MIDLOTHIAN, TX — She could feel the weariness in her body. The illness had definitely taken a toll. Still, Ashley Cunningham did what she always does. She kept running and giving her best effort. Feeling somewhat discouraged after her race for the indoor track meet at the University of Arkansas in January, she waited for her score. “I didn’t think I did well,” she stated. When the score was announced, the news was great. “I ran the 200 meter race in 24.7 seconds! It was the third-fastest score in the nation,” Ashley exclaimed. Throughout her time at Midlothian High School, Ashley’s participation in track has brought accolades and wins to her team.
It almost never happened. Ashley did not want to be on the track team, because it seemed as if it required more energy than she was willing to put into it. However, mother knows best, and Ashley’s mom, seeing the potential in her daughter, insisted. “When I first started running, it was fun and wasn’t about competition all the time,” Ashley shared. “I enjoyed the people I got to meet. I wanted to do gymnastics and be a cheerleader.
I was a cheerleader in eighth grade, but it is hard to do track and be a cheerleader at the same time.” Ashley made the choice to run track exclusively. That decision paid off with a scholarship to Columbia University in New York City. She takes with her to Columbia a record of running the 100 meter last year in 11.7 seconds, which made her No. 1 in the district and third fastest in the state. Like any dedicated athlete, the joy is in winning. “I only disliked running when I lost. When you’re running just for fun, it doesn’t matter if you lose, but if you are running for a competition, then when you lose you get sad. You want to try and start over, to get another chance. Whenever I have practice after I lose, it makes me want to work that much harder.”
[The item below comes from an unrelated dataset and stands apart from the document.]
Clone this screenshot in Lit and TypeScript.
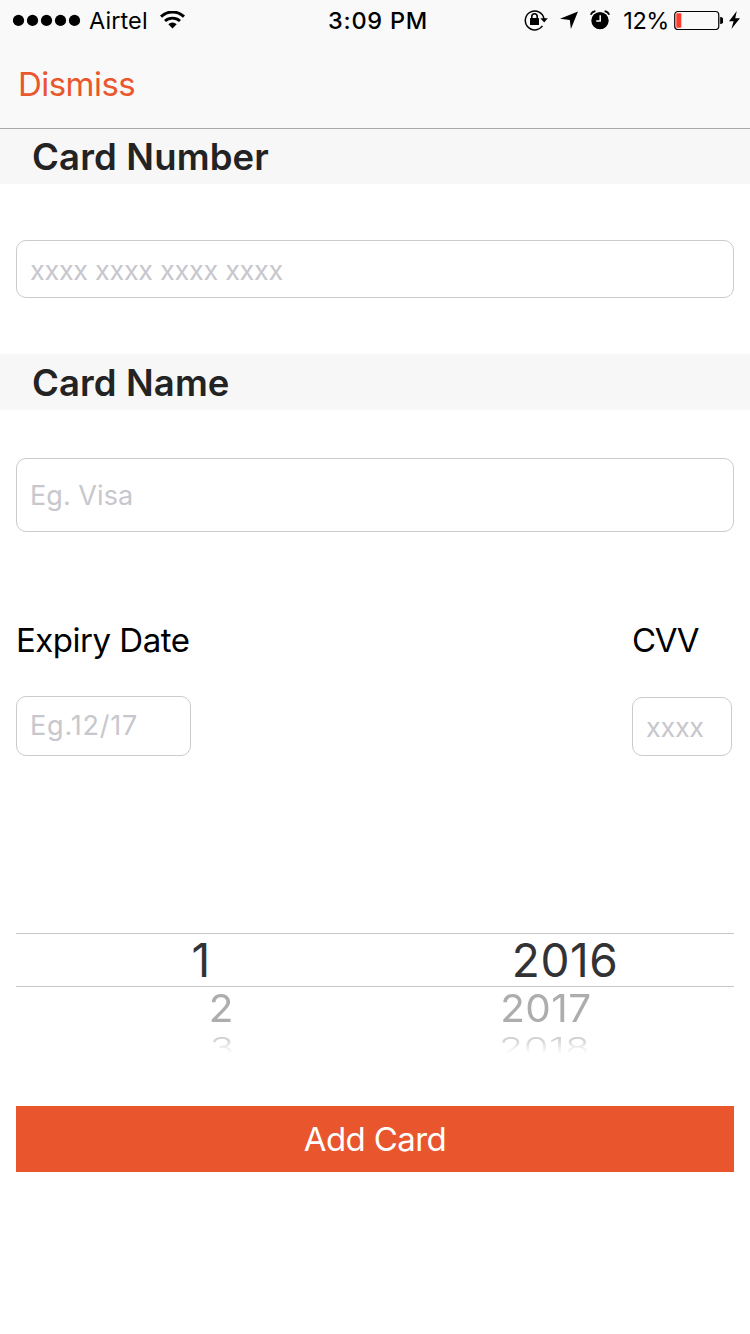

Ashley’s success was not only on the track field. She excelled in her school work. Going into her final semester in high school, she carried a 4.97 grade point average (GPA). With her track scores, GPA and exemplary character, it is no surprise she operated as a leader on the track team. “I was the captain of the track team,” she shared. “I lead stretches, helped Coach Christine Gann come up with workouts for certain days and gave encouragement to the girls. If someone got down on themselves in practice or was slacking off in practice, I cheered them on and encouraged them to never give up.
“I always try to find the positive in every situation. If I’m not feeling well, I try to work through it to show that we all have our bad days, but we can all get through it, no matter what. Another reason they may have made me captain is because last year I was really sick and didn’t do so well, but I still came to practice and did all the workouts. I was trying my hardest. They could see that people who are really good have really bad days.”
Ashley had many bad days last year. She started having symptoms of incredible pain and fatigue but did not tell her mother right away. “My stomach was bleeding,” she said. “I finally told my mom, who took me to see the doctor. He said I was OK, and it was nothing. He gave me pain medication and sent me home where it became much worse. I had to go to the hospital, and they found that my blood count had dropped to borderline needing a transfusion.”
With that discovery, Ashley was transferred to Children’s Medical Center where she was diagnosed the next day with ulcerative colitis. Her illness was so severe that she was admitted to the hospital for two weeks. Ulcerative colitis is a chronic inflammatory disease in parts of the digestive tract. Thankfully, the doctors were able to get the disease under control and a blood transfusion was not necessary.
“Before being admitted to the hospital, I had been training for indoor track, so I was in good shape. But after the hospital, I was in no shape. Even going to school was a struggle. I was tired halfway through the day, and at practice I could barely run. So my coach had to work me back up to where I needed to be. With the track season starting and participating in the first meet, I did really badly. I had a doctor’s appointment the Wednesday before the meet, and I was OK. After the meet I felt really sick, so my mom took me to the hospital and my blood count had dropped three points in three days. That was like unbelievable, so I was readmitted for two more weeks right after the first meet.”
The diagnosis of ulcerative colitis has changed Ashley’s life. She now has to make frequent trips to her physician for monitoring. Her diet had to have a major overhaul. That would be a trial for any teenager, but because of her heavy caloric need to provide energy for training, finding proper food that appealed to her was a challenge. “My diet is very strict.
I can’t eat raw fruit or vegetables, high fiber foods and spicy food. I can’t eat what I want to. When I found that out, it kind of broke my heart a little bit,”
It was difficult to attend practice and compete in track meets, but Ashley did. “My teammates cut me a lot of slack. They were very encouraging. My teachers were supportive and would gather my work and have it ready for my mom to pick up.” During this difficult time, Ashley looked to her faith for strength. “The Holy Spirit floods my soul, and I don’t think God would take me through something that would destroy me. When I would get really down, my grandmother would tell me that if I don’t give up, I will have a good testimony through this. I will have a good story to tell.” Jesse Owens, winner of four gold track and field medals in the 1936 Summer Olympics, made the statement: “We all have dreams. But in order to make dreams come into reality, it takes an awful lot of determination, dedication, self-discipline and effort.” Ashley has what it takes to make her dreams come true.